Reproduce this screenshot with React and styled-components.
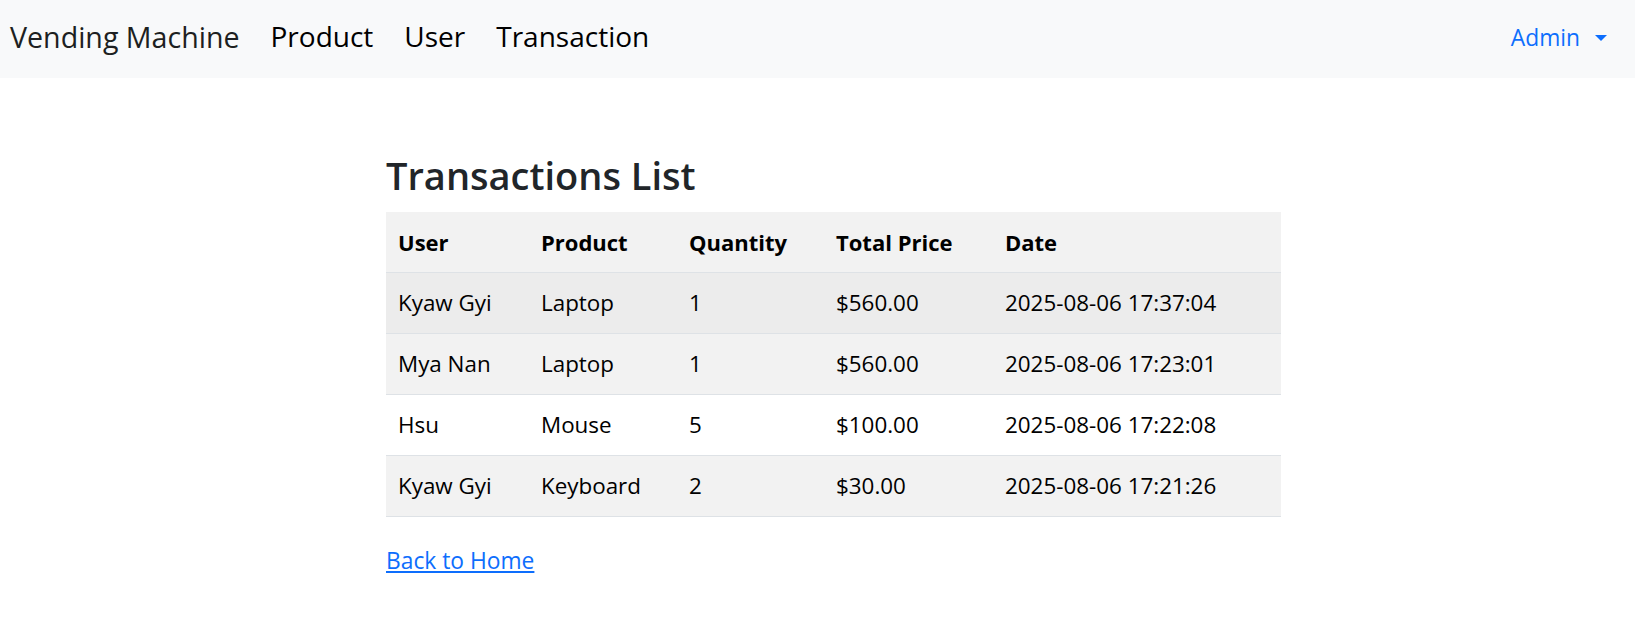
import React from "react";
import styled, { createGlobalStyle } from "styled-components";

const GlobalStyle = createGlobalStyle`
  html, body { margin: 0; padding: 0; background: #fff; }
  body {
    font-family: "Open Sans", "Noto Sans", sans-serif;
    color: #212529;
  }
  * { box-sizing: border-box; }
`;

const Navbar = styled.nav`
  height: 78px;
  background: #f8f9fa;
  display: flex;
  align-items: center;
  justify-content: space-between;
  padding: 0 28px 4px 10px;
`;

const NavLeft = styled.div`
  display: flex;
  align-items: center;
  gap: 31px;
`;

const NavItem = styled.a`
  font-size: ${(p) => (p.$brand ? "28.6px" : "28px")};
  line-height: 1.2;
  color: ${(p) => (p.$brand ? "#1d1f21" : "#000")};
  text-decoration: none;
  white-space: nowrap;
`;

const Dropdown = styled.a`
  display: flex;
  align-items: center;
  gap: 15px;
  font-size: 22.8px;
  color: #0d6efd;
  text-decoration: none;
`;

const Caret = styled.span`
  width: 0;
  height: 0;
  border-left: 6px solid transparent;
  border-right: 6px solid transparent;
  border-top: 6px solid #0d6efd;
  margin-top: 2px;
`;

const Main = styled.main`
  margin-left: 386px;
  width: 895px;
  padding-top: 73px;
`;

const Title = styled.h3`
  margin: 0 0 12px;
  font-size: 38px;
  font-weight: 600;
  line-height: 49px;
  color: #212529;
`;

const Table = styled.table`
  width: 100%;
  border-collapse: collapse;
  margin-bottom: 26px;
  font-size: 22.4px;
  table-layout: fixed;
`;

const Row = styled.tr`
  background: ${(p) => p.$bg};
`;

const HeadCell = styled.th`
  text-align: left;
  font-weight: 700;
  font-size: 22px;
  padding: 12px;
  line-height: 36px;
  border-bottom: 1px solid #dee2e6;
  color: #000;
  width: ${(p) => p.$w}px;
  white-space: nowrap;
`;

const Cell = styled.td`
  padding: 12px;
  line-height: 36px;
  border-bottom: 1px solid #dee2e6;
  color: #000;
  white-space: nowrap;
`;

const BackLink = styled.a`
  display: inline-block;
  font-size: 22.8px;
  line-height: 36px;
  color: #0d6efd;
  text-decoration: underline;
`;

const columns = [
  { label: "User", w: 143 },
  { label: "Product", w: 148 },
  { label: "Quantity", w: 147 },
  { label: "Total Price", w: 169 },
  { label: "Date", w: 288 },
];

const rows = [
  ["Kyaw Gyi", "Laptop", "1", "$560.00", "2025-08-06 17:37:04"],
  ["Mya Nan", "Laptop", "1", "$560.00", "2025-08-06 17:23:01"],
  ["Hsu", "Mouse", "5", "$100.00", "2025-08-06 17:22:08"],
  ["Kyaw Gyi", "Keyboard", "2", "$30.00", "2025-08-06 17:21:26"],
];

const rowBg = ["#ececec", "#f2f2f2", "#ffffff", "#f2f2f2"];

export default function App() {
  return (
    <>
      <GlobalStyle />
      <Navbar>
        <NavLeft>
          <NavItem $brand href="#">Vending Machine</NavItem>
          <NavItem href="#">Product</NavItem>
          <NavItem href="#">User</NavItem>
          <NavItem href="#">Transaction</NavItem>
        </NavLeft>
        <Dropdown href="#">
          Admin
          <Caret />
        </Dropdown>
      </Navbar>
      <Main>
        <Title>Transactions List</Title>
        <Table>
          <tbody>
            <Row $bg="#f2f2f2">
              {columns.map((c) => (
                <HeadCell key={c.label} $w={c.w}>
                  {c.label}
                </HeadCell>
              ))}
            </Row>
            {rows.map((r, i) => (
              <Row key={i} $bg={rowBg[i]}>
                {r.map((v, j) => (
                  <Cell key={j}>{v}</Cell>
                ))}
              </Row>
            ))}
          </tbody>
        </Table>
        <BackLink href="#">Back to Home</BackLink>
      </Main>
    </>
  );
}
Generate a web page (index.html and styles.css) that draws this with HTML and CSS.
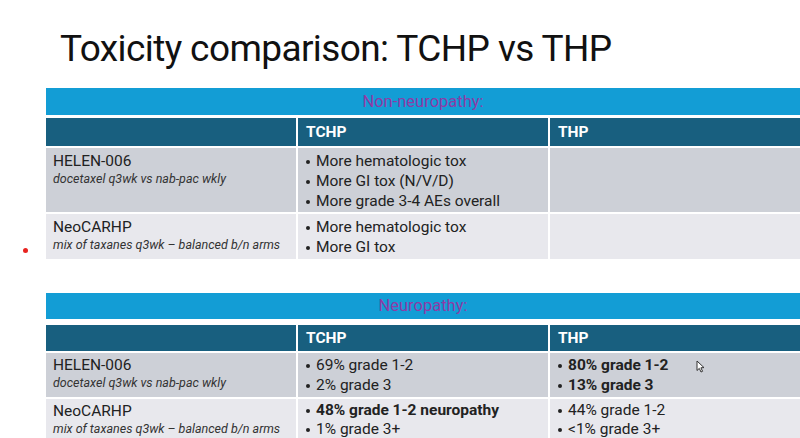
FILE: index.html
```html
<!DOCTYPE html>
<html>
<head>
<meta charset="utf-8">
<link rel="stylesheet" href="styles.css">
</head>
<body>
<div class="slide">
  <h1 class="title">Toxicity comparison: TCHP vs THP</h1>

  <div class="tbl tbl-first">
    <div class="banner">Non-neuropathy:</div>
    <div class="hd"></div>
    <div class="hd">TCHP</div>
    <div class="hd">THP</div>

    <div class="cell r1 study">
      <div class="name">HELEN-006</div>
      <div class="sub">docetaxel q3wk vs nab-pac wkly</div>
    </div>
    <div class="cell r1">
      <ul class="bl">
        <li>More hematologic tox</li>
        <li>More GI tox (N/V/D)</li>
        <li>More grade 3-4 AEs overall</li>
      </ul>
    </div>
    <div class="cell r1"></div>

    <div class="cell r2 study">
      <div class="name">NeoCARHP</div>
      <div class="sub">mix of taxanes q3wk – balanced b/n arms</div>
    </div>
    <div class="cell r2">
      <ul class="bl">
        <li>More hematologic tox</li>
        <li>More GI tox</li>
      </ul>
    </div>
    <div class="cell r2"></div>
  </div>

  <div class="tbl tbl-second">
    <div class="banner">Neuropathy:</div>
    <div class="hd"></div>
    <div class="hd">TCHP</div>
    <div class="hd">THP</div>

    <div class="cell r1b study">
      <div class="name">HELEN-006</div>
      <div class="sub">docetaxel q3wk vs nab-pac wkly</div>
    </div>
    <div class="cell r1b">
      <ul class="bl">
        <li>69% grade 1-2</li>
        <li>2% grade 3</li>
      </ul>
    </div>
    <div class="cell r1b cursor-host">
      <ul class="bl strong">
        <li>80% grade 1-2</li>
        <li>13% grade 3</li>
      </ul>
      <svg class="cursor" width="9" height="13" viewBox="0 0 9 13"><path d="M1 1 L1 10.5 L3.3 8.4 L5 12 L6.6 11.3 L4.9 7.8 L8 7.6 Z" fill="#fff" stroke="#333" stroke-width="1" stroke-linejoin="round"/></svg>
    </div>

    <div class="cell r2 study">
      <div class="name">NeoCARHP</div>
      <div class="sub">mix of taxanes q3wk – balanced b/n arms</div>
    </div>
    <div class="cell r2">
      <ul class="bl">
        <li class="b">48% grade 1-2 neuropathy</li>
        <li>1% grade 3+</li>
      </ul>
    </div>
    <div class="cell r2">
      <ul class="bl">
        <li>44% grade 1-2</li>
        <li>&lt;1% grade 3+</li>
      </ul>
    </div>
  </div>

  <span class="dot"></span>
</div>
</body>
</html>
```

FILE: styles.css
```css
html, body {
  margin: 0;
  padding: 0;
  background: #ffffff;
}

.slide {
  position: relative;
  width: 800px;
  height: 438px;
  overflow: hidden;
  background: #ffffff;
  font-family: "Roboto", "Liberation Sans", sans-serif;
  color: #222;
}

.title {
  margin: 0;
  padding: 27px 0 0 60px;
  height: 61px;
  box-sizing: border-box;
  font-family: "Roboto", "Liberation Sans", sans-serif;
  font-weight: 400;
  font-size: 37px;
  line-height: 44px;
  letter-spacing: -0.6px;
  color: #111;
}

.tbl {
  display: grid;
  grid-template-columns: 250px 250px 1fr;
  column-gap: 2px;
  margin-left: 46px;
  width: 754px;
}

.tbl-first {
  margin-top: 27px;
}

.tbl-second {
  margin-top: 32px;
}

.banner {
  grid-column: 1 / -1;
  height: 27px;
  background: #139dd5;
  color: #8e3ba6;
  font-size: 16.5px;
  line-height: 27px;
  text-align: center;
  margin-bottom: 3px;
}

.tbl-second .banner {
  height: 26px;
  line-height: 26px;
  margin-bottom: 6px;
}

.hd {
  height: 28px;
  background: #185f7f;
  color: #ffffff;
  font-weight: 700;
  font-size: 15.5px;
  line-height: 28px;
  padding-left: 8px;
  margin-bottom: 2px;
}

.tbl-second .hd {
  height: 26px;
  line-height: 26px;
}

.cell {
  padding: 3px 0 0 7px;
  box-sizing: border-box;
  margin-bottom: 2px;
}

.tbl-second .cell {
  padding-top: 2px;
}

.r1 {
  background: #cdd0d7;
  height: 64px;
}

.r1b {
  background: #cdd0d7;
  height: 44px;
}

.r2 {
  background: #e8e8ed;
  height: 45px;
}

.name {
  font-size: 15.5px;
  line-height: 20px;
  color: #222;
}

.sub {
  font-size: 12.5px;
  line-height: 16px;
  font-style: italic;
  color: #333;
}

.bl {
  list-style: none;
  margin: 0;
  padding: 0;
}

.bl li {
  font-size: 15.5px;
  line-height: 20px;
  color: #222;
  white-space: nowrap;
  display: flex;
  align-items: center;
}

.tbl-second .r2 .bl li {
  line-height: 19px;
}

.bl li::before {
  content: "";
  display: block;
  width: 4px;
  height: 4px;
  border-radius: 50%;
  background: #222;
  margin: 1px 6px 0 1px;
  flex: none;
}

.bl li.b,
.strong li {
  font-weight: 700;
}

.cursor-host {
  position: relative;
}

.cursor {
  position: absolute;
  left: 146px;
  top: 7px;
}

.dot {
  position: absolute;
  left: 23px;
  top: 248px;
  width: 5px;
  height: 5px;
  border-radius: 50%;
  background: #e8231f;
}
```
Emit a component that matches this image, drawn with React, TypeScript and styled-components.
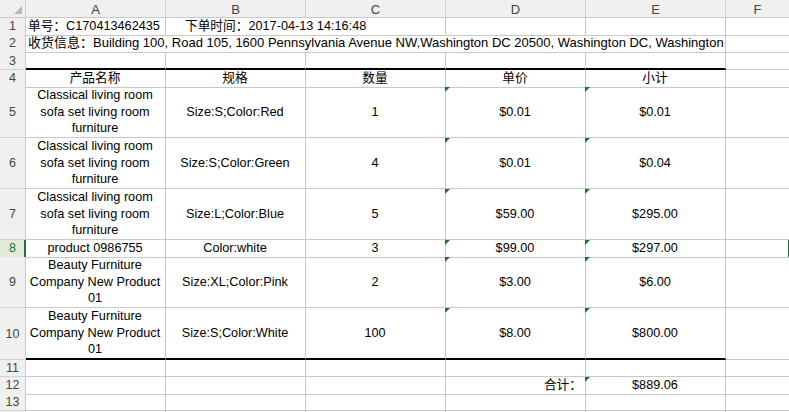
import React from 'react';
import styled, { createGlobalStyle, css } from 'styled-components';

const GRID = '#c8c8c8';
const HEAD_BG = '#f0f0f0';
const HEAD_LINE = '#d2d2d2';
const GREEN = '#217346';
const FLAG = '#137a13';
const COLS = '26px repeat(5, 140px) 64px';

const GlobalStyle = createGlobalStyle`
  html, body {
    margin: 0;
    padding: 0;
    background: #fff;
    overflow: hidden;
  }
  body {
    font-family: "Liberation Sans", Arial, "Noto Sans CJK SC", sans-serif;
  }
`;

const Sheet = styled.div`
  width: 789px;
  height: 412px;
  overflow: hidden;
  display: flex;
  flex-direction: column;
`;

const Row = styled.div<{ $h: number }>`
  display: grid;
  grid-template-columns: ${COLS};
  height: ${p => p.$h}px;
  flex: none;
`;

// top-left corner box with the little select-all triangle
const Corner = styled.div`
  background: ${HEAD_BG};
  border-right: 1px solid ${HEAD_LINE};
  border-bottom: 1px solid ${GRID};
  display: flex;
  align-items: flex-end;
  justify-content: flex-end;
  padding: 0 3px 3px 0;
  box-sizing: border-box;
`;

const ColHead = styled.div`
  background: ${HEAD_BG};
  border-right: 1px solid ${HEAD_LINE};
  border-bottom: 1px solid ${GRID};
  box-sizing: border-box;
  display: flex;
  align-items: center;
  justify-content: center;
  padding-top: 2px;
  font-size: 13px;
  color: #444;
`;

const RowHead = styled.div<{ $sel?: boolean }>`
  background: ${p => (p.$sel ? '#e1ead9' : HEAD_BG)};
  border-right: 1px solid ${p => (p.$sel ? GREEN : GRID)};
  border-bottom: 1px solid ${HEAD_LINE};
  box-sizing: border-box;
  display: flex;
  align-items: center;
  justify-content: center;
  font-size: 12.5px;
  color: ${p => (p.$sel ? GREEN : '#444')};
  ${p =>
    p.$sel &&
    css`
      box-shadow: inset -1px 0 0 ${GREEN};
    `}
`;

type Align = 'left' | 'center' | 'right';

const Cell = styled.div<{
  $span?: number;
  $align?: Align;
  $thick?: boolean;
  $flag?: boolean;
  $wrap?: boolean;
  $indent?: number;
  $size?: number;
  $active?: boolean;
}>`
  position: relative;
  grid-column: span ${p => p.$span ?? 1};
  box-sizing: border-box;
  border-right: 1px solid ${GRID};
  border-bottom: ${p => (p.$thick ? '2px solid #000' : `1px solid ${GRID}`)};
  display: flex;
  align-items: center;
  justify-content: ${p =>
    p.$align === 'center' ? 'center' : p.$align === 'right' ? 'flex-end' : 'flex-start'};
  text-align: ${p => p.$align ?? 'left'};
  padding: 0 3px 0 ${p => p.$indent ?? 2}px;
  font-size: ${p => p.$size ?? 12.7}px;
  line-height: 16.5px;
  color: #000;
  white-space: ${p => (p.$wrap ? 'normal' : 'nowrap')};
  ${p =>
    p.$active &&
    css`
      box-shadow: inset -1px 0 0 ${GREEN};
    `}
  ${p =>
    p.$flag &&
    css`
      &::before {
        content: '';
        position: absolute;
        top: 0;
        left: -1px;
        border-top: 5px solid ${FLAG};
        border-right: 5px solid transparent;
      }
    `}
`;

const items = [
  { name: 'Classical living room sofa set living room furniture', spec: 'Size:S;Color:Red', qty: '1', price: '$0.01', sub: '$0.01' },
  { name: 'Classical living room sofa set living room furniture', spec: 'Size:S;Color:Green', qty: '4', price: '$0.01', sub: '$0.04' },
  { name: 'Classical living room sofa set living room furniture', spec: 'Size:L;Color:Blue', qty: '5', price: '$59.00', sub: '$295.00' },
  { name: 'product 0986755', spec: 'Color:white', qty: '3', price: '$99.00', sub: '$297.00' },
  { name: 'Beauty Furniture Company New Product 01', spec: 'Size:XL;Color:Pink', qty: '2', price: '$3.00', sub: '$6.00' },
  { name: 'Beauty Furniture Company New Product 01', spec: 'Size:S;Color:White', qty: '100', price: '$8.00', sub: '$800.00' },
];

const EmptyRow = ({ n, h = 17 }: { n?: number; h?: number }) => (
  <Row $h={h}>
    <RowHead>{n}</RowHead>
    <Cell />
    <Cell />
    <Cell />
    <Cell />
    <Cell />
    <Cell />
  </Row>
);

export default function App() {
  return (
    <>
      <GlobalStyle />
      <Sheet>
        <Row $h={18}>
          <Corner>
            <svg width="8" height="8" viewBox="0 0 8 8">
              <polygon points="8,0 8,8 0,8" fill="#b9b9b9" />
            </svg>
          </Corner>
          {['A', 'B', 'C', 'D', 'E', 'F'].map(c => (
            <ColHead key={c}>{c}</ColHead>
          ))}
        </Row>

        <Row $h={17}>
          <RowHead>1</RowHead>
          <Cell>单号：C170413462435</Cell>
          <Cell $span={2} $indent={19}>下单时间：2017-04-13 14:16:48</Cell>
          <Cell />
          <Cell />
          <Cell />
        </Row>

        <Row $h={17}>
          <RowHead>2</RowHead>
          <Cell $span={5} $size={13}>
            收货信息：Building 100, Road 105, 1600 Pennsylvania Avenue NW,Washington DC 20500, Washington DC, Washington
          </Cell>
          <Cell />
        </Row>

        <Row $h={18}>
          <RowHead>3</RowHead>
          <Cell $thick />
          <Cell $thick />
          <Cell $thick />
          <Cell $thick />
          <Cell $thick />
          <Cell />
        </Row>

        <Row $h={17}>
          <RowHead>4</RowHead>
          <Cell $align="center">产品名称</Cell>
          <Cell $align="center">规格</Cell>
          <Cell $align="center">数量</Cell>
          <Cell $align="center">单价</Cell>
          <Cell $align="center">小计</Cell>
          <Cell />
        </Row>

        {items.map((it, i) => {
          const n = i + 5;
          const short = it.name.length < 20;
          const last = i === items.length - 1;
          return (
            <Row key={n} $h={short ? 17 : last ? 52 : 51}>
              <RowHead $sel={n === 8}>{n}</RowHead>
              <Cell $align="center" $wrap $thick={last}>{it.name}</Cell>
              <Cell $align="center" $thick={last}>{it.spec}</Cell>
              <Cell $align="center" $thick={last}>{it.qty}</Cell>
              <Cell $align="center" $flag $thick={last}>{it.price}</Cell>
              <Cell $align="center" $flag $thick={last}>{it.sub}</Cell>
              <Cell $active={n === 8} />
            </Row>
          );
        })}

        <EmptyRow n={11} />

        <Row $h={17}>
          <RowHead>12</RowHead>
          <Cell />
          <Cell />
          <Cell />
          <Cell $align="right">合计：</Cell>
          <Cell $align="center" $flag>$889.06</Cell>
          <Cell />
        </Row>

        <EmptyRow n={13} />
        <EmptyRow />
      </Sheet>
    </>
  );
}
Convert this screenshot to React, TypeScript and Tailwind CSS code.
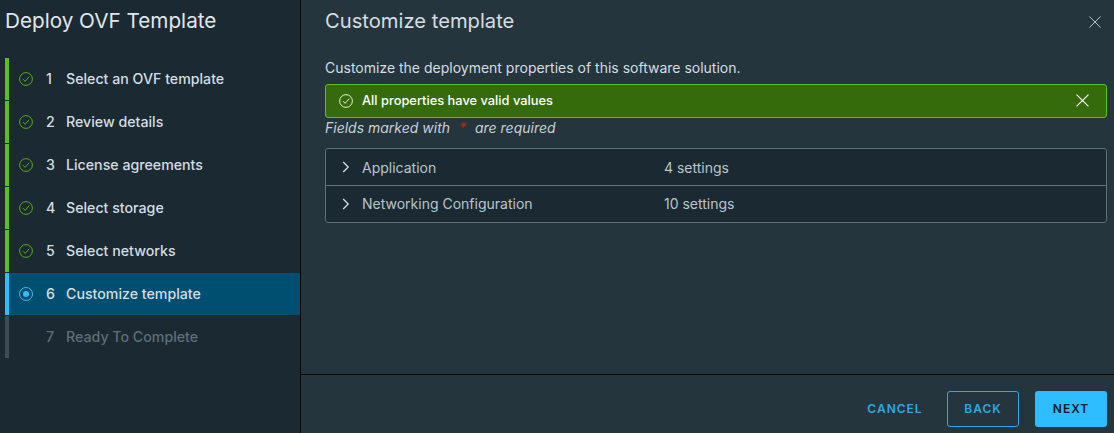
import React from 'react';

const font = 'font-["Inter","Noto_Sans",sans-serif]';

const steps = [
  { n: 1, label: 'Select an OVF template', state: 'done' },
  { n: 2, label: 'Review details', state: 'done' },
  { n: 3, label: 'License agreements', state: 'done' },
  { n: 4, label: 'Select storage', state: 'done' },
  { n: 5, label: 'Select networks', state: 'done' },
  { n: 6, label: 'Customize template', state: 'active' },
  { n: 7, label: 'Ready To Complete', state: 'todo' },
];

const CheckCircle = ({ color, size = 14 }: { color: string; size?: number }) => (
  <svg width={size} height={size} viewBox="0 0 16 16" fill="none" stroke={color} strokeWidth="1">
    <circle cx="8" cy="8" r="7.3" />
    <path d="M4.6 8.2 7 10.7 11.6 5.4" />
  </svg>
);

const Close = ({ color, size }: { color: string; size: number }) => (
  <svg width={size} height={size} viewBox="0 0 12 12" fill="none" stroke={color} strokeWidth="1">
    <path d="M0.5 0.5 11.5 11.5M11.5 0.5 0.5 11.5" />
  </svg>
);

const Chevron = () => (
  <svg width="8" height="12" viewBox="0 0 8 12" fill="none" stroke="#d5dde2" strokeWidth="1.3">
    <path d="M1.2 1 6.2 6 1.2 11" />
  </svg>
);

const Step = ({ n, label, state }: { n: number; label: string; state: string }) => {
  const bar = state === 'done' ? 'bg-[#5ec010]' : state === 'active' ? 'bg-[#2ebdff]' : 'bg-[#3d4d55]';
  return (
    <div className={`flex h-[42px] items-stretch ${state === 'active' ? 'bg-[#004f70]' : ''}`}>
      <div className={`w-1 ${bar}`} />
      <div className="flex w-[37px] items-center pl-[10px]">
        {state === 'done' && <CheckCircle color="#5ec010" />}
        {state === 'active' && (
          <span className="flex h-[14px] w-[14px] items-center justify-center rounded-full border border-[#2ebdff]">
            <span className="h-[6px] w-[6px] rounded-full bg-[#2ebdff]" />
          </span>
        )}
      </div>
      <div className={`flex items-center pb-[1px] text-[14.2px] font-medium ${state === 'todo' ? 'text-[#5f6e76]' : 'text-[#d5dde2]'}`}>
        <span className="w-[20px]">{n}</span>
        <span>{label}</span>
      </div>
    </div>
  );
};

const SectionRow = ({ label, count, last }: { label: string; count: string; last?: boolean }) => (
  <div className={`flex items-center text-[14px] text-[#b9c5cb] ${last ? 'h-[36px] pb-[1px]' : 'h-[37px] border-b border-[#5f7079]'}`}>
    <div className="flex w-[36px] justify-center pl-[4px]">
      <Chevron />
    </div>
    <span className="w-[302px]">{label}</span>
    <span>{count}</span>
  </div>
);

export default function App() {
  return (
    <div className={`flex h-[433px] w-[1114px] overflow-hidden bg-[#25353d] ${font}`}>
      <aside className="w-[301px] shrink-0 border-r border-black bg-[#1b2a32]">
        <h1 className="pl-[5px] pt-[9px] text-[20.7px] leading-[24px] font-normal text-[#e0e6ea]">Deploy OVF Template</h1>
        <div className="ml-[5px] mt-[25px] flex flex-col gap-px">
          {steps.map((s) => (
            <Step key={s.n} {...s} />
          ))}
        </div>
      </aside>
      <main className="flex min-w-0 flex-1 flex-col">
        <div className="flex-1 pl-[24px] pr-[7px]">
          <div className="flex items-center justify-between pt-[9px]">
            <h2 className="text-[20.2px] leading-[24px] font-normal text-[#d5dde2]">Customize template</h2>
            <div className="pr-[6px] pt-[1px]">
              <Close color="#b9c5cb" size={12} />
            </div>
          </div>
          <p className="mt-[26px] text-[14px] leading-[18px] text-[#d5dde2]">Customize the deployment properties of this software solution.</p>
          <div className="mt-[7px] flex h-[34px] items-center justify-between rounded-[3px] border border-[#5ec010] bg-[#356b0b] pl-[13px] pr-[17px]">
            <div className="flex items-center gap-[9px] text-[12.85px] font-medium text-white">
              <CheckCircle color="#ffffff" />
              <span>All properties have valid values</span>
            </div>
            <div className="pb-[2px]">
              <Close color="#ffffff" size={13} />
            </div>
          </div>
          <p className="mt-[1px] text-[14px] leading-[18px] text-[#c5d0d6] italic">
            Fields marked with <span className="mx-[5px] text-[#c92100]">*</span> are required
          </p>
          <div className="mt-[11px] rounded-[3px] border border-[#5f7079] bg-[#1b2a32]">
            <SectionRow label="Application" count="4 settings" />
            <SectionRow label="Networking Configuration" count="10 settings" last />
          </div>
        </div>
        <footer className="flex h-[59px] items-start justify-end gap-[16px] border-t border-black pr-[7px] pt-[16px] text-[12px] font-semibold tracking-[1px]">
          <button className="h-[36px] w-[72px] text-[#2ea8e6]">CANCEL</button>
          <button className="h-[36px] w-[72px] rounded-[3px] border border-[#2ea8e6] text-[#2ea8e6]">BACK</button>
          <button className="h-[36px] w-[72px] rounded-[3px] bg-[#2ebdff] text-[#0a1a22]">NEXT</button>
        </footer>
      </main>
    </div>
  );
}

- _Problem statement_:
In the listing above, find the line with "Emit a component" and the line with "const COLS = '26px repeat(5, 140px) 64px';". Copy exactly those two and every line between, without the pictures.

- _Solution to the exercise_:
Emit a component that matches this image, drawn with React, TypeScript and styled-components.
import React from 'react';
import styled, { createGlobalStyle, css } from 'styled-components';

const GRID = '#c8c8c8';
const HEAD_BG = '#f0f0f0';
const HEAD_LINE = '#d2d2d2';
const GREEN = '#217346';
const FLAG = '#137a13';
const COLS = '26px repeat(5, 140px) 64px';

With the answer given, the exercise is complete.